-- STORED DATA --
•••••

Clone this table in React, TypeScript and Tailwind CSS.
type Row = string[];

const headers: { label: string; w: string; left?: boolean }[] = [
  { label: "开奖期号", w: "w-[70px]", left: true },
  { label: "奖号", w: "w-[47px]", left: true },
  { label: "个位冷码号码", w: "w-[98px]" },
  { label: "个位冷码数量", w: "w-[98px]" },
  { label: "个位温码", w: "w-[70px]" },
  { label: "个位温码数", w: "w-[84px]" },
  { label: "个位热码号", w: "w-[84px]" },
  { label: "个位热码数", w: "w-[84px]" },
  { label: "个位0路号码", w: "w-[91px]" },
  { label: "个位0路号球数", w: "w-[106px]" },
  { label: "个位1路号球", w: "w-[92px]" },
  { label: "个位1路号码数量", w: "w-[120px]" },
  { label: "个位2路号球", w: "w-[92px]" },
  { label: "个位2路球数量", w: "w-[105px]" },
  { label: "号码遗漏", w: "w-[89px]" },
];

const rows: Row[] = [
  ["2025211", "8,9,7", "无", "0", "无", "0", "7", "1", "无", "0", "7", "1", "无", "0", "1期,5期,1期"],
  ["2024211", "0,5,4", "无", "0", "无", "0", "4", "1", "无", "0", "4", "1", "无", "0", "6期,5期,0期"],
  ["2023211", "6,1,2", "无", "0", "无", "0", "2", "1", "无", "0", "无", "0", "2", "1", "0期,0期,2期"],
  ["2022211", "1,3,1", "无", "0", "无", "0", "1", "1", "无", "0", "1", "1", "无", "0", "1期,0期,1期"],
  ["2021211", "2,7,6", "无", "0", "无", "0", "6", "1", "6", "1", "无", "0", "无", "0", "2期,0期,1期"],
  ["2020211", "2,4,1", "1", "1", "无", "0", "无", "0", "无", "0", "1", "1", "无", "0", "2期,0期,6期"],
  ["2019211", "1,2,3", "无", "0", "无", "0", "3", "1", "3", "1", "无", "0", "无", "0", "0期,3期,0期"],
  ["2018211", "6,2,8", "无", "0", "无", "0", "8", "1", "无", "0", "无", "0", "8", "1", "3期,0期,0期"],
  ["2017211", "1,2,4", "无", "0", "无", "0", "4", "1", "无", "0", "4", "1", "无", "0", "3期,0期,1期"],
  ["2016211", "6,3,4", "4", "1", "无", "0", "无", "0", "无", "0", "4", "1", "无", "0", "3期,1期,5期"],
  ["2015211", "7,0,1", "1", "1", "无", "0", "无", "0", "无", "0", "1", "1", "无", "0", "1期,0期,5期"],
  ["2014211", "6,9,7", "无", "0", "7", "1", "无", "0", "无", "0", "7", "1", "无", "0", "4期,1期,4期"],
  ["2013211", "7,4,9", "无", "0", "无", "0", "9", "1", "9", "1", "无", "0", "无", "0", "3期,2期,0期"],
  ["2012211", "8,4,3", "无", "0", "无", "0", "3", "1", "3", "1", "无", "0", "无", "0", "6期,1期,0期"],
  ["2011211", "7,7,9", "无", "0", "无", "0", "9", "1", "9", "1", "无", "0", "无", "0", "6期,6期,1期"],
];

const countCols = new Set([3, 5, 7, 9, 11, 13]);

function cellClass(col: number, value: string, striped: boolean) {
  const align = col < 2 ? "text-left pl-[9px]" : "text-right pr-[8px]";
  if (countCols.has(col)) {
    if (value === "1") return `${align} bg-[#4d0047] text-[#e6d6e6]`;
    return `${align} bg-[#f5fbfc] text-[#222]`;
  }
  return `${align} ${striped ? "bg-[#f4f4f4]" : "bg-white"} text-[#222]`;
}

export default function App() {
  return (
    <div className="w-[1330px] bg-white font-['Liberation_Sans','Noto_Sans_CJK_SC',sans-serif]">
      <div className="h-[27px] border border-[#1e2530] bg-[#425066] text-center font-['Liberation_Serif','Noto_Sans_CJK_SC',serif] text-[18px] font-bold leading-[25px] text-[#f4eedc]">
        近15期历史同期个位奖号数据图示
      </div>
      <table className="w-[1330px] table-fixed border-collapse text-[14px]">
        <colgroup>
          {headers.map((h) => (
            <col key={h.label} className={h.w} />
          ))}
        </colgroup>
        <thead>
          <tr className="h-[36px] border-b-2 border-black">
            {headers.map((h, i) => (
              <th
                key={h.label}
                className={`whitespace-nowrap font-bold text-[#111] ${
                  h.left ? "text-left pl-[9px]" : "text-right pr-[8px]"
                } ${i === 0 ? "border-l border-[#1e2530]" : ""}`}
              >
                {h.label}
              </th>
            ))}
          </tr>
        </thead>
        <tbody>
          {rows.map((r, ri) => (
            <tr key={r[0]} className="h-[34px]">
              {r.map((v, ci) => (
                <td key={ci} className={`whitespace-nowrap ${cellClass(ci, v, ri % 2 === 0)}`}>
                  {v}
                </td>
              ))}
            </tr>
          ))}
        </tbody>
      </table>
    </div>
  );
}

•••••

-- DIRECTIVE --
Look through the data and show every line containing "table".

-- COMPLETE ANSWER --
Clone this table in React, TypeScript and Tailwind CSS.
      <table className="w-[1330px] table-fixed border-collapse text-[14px]">
      </table>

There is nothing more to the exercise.